In the past I’ve written about a few Freudian thrillers from the 40s, Spellbound and The Dark Mirror for sure. The decade has many examples though as it was such a fashionable subject and seemed to blend effortlessly into the world of film noir. Looked at now, from a modern perspective, the cod psychological mumbo jumbo of these films is fairly risible. However, films are first and foremost an entertainment medium; we don’t watch them to gain, for example, a deeper insight into psychoanalysis. So, when a movie like Secret Beyond the Door (1947) presents us with a dubious scientific explanation for the odd behaviour of its characters it’s not really fair to criticize it too heavily on that score. Fritz Lang’s film really is an exercise in style over substance – the look, feel and mood of the picture is what carries it, not the plausibility (or lack of it) of the story or the questionable motives of the main characters.

The basic premise is a familiar one, various forms having been used over the years in a variety of films.
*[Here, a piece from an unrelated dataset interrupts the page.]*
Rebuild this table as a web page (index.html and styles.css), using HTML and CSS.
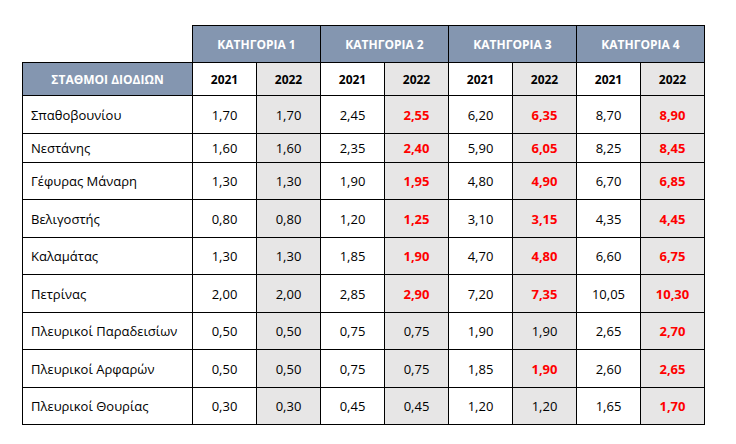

There’s a young woman on vacation who meets a mysterious yet attractive stranger, falls in love, marries and, after a time, discovers that all is not what it initially seemed. The woman in this particular movie is Celia (Joan Bennett), an heiress who’s recently found herself alone in the world and has taken off on a trip to Mexico before returning to the States and settling down to a life of bland respectability. However, Celia is not the usual, run-of-the-mill innocent abroad. Contrary to appearances, there’s a darker, almost perverse, side to her nature that soon becomes apparent. Quite by chance, she witnesses the flare-up of a knife fight between two local men. This isn’t some matter of slighted honour, more a duel of passion; the men are vying for the affections of a woman. Instead of doing the sensible thing and walking away, Celia is rooted to the spot, fascinated by the events before her. The viewer isn’t the only one struck by the hungry, predatory look in Celia’s eyes as she absorbs this primitive ritual – another bystander’s attention is drawn to her. He is Mark Lamphere (Michael Redgrave), an architect of patrician background. To cut to the chase, Celia and Mark fall in love, marry and move back to his out-of-town home in the States. Even before they leave Mexico though, it’s apparent that all isn’t well with Mark; he has a tendency to withdraw from intimacy without explanation. As the couple embark on their new life the skeletons begin to rattle in the family cupboard and, bit by bit, secrets and hints of a dark past start to emerge. Celia’s husband is a deeply troubled man who appears to have a morbid obsession both with historical murders and the rooms in which those crimes took place, while questions linger over the death of his first wife. The true roots of the problem are not immediately obvious but, even so, the new bride slowly comes to suspect that her own life may be in danger.

 

The script calls for a good deal of irrational behaviour on the part of the main characters, enough to sink many a movie. Despite that, the film still works and is pretty successful as a piece of highly strung noir melodrama. This is largely due to the work of director Lang and cameraman Stanley Cortez, between them creating a stylish and stylized visual experience. The opening segment in Mexico has a dreamy, unreal quality that perfectly fits the mood of the lovestruck Celia. As soon as the action switches to the Lamphere estate the look and feel alters too, the uneasy romanticism of the south of the border scenes switches to something more akin to the gothic nightmare that begins to unfold in Celia’s shadowy and threatening new home. It’s this aspect of the film that leads to comparisons being drawn between it and Hitchcock’s Rebecca. On the surface, there are parallels: newlyweds haunted by the spectre of the husband’s murky past, a family home where unwelcome memories seem to lurk in every shadow, and a distinctly odd household. For all that, the two movies are really quite different in essence, chiefly as a result of Joan Bennett’s characterization of Celia. Unlike Joan Fontaine’s second Mrs DeWinter, Joan Bennett is a tougher and more worldly woman. I’ve already mentioned the dark side of Celia that’s apparent from early on, but the perverse side of her character is further developed as the story progresses. A weaker, and maybe a saner, woman would likely hightail it back to the safety of the city when her husband first begins to exhibit signs of serious psychological imbalance. But not Celia; she chooses to stand her ground, whether through raw courage or her own fascination with danger, and stick it out to the bitter end. One of Bennett’s great strengths as an actress, and very likely the reason Lang chose to work with her so often, was her ability to combine feminine allure with the grit necessary to hack it in a grim world. I found Michael Redgrave’s performance much less satisfactory though. My biggest issue was that I never felt entirely convinced by his transition from the cool aristocrat to bug-eyed loon. However, in all fairness, this kind of thing is rarely especially easy to pull off. His best moment occurs in the short fantasy scene where he imagines himself on trial for murder. With a jury of literally faceless men looking on, Redgrave plays both prosecutor and defendant in the ultimate trial of conscience.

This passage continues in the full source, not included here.